Write out all the lines again, precisely as they stand, but without the images.

━━━━━━━━━━

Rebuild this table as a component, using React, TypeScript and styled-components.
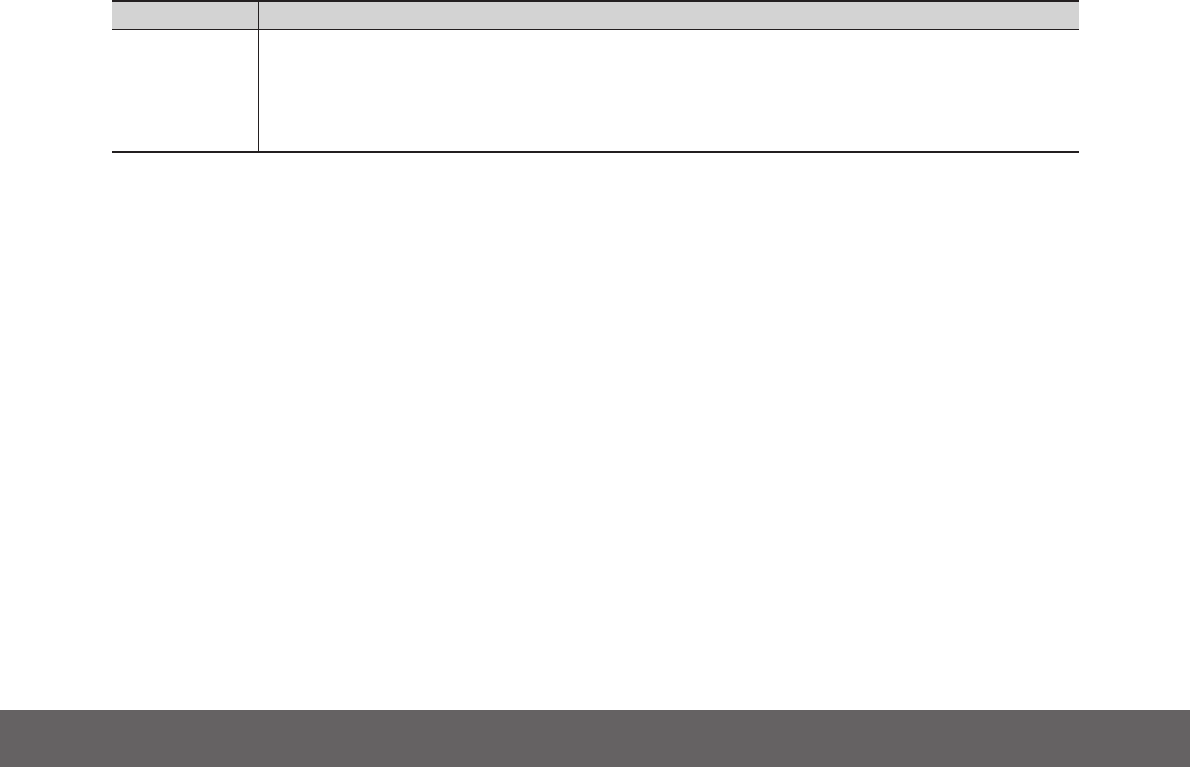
import { FC } from 'react';
import { styled, createGlobalStyle } from 'styled-components';

const GlobalStyle = createGlobalStyle`
  html, body {
    margin: 0;
    padding: 0;
    background: #ffffff;
    font-family: 'Liberation Sans', Arial, sans-serif;
  }
`;

const App: FC = () => {
  return (
    <>
      <GlobalStyle />
      <Page>
        <Table>
          <thead>
            <tr>
              <HeadCell $first />
              <HeadCell />
            </tr>
          </thead>
          <tbody>
            <tr>
              <BodyCell $first />
              <BodyCell />
            </tr>
          </tbody>
        </Table>
        <Footer />
      </Page>
    </>
  );
};

export default App;

const Page = styled.div`
  display: flex;
  flex-direction: column;
  min-height: 767px;
`;

const Table = styled.table`
  margin-left: 112px;
  width: 967px;
  border-collapse: collapse;
  table-layout: fixed;
  border-top: 2px solid #231f20;
  border-bottom: 2px solid #231f20;
`;

const HeadCell = styled.th<{ $first?: boolean }>`
  height: 27px;
  padding: 0;
  background: #d3d3d3;
  border-bottom: 1px solid #231f20;
  width: ${({ $first }) => ($first ? '146px' : 'auto')};
  border-right: ${({ $first }) => ($first ? '1px solid #231f20' : 'none')};
`;

const BodyCell = styled.td<{ $first?: boolean }>`
  height: 121px;
  padding: 0;
  border-right: ${({ $first }) => ($first ? '1px solid #231f20' : 'none')};
`;

const Footer = styled.div`
  margin-top: auto;
  width: 1190px;
  height: 57px;
  background: #656263;
`;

━━━━━━━━━━

• [COMPLETE ANSWER]:
Rebuild this table as a component, using React, TypeScript and styled-components.
import { FC } from 'react';
import { styled, createGlobalStyle } from 'styled-components';

const GlobalStyle = createGlobalStyle`
  html, body {
    margin: 0;
    padding: 0;
    background: #ffffff;
    font-family: 'Liberation Sans', Arial, sans-serif;
  }
`;

const App: FC = () => {
  return (
    <>
      <GlobalStyle />
      <Page>
        <Table>
          <thead>
            <tr>
              <HeadCell $first />
              <HeadCell />
            </tr>
          </thead>
          <tbody>
            <tr>
              <BodyCell $first />
              <BodyCell />
            </tr>
          </tbody>
        </Table>
        <Footer />
      </Page>
    </>
  );
};

export default App;

const Page = styled.div`
  display: flex;
  flex-direction: column;
  min-height: 767px;
`;

const Table = styled.table`
  margin-left: 112px;
  width: 967px;
  border-collapse: collapse;
  table-layout: fixed;
  border-top: 2px solid #231f20;
  border-bottom: 2px solid #231f20;
`;

const HeadCell = styled.th<{ $first?: boolean }>`
  height: 27px;
  padding: 0;
  background: #d3d3d3;
  border-bottom: 1px solid #231f20;
  width: ${({ $first }) => ($first ? '146px' : 'auto')};
  border-right: ${({ $first }) => ($first ? '1px solid #231f20' : 'none')};
`;

const BodyCell = styled.td<{ $first?: boolean }>`
  height: 121px;
  padding: 0;
  border-right: ${({ $first }) => ($first ? '1px solid #231f20' : 'none')};
`;

const Footer = styled.div`
  margin-top: auto;
  width: 1190px;
  height: 57px;
  background: #656263;
`;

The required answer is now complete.